Sunday, January 6, 2008

You Little Beasts

I had a good, quiet winter break nestling in the warmth of my 40 inch plasma hearth. Apparently my father now wants to switch to blu-ray, which necessitates the purchase of blu-ray movies to replace the DVDs. In other words, we're single handedly staving off the recession for the time being.

I did get out, though, and with my family saw a production of The Turn of the Screw at the Writer's Theatre in Glencoe. The production, severely economized to two actors playing about five roles, was all in all a great success. However, the few devices developed by writer Jeffrey Hatcher, such as a lockett discovered by the governess that almost conclusively rules out the possibility of actual ghosts, felt cheap and unnecessary. These quibbles notwithstanding, the great question of the work was vividly brought to life: What are children, morally speaking? The governess's great fault is that she has an overly romanticized and unreflective notion of the nature of children; either they are beautiful, good, and pure, or evil, possessed by spirits, etc. The possibility that they are neither good nor evil, but simply ignorant of the full meaning of their actions, never occurs to her. The Writer Theatre's rendition seems to suggest this. But I think James left the question open whether children are capable of evil, or to what extent they should be held accountable for their actions. I'm not sure where I stand.

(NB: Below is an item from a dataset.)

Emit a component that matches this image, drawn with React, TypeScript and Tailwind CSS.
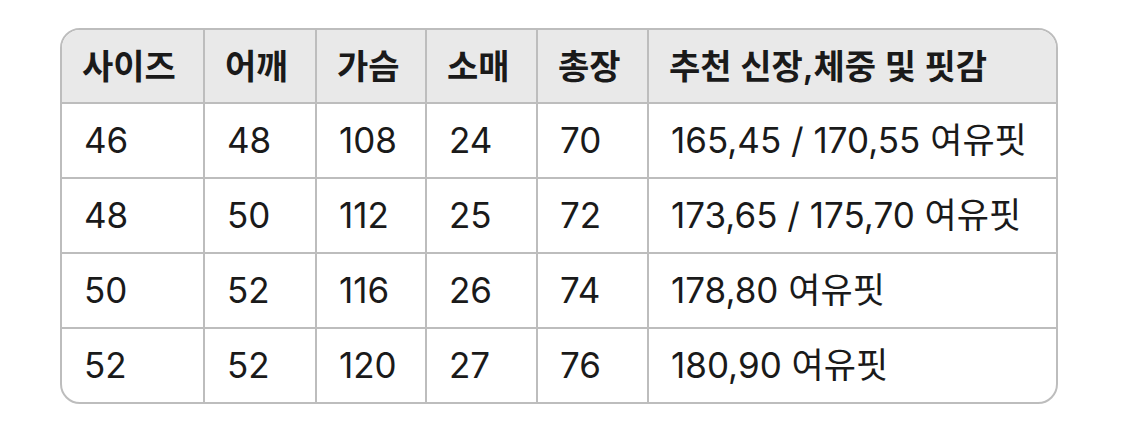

Rousseau said that to reason with a child about moral matters was fruitless, that all you can do is strictly forbid something and you shouldn't bother to try to make them understand the grounds of this prohibition. Morality only comes with reason. Rousseau wouldn't say this, but if children are incapable of moral reasoning, is something like corporeal punishment the only way to teach them right from wrong? What do people think about corporeal punishment for children? I'm not sure what I think. Children will remain a moral mystery, I think.